The second count of the amended complaint, which was an action brought under our Death Act, N.J.S.A. 2:47-1 et seq., stated that the plaintiff was appointed Administratrix ad Prosequendum of the Estate of Jane Ronan, deceased, by the Surrogate of Camden County.

The defendant served a demand for security of costs on the plaintiff and such security was filed.

The case came on for trial before the court and jury in the Camden Circuit and at the conclusion of plaintiff's case defendant's motion for a non suit was granted. Defendant has now requested an order taxing the costs of the defendant against the plaintiff.

The right to costs is a creature of statute; there was no such allowance at common law. Lehigh Valley Railroad Company v. McFarland, 44 N.J.L. 674. Under R.S. 2:27-378, N.J.S.A., the prevailing party in an action at law is entitled to costs.

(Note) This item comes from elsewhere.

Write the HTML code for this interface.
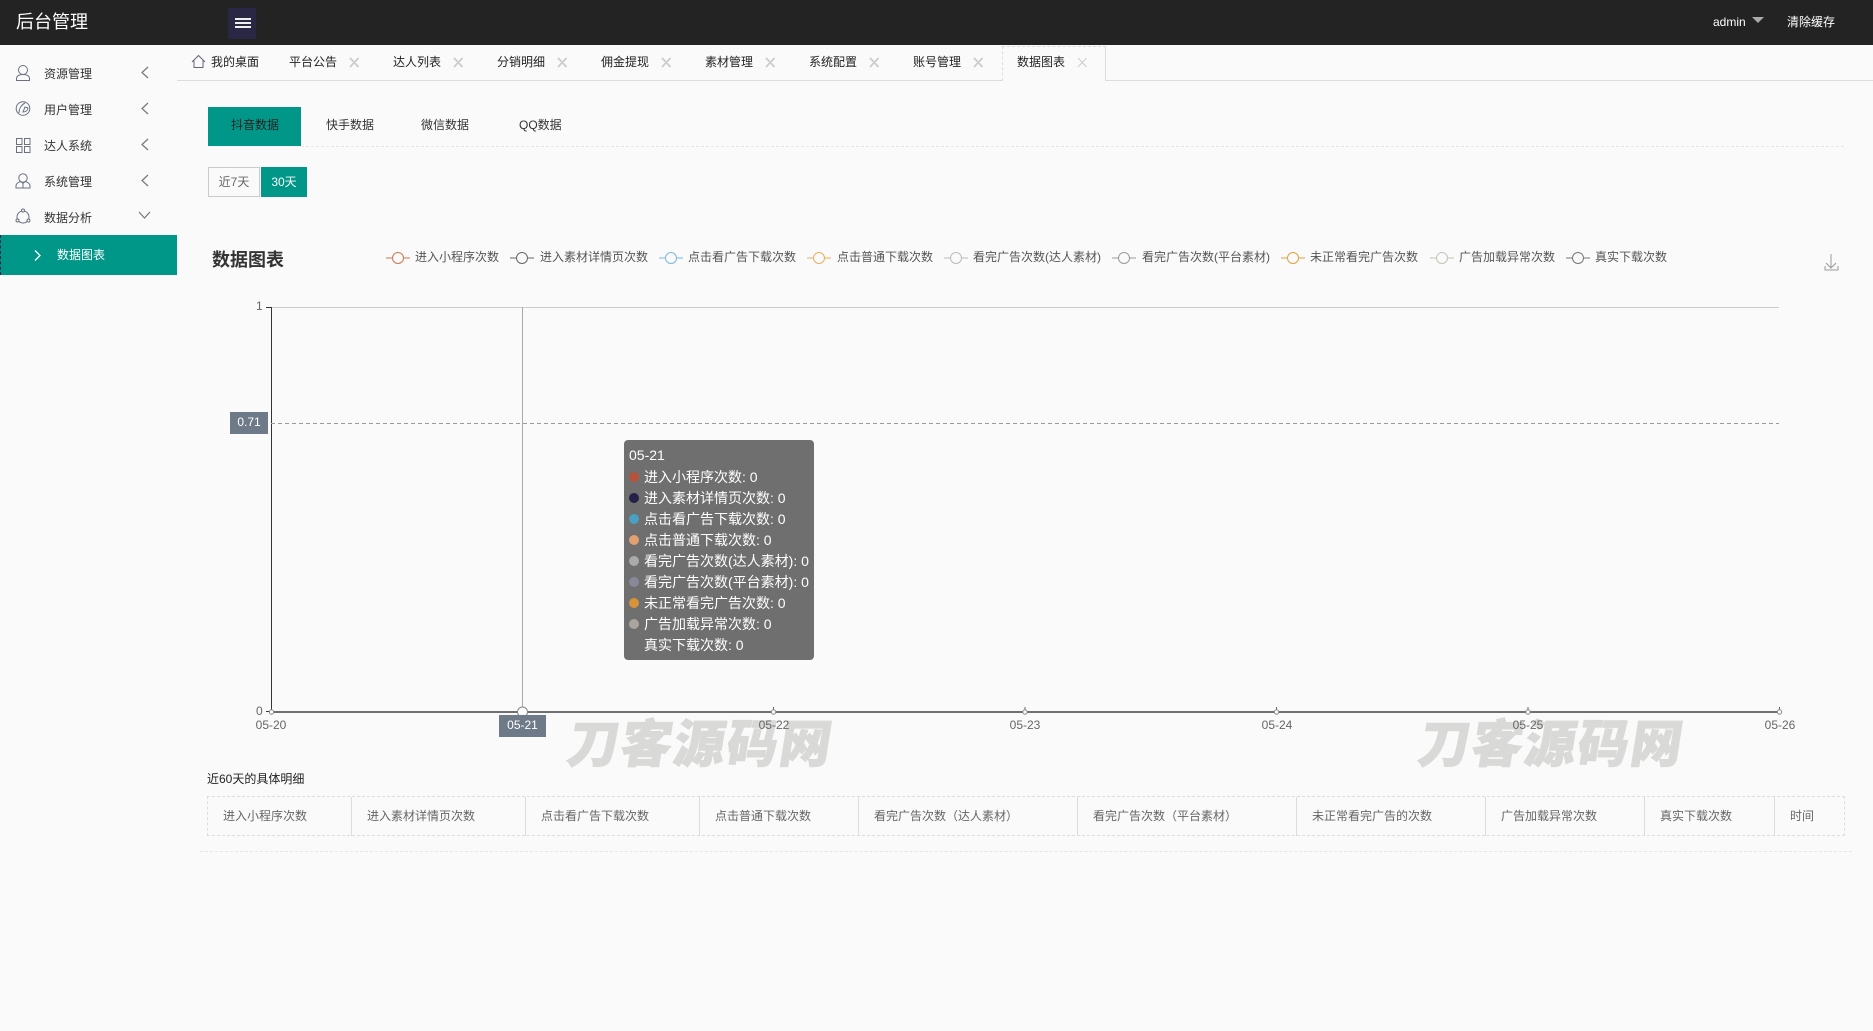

R.S. 2:27-381, N.J.S.A., provides: ‘If plaintiff, in an action wherein he would be entitled to recover costs on a judgment in his favor, is nonprossed or nonsuited or a judgment passes for defendant, defendant shall have judgment against plaintiff for his costs, except where plaintiff is an executor or administrator prosecuting in his representative capacity, which costs shall be taxed as prescribed by law, and for which he shall have such execution as plaintiff would be entitled to had judgment passed in his favor.’ (Italics supplied) This legislation finds its source in the Practice Act, Chapter 247, Laws of 1903, which in turn is based upon the ancient provisions of the Act of February 18, 1795, Pat.L.1800, page 149, and its English forerunners. Walton v. Taylor, 78 N.J.Eq. 266, 79 A. 437.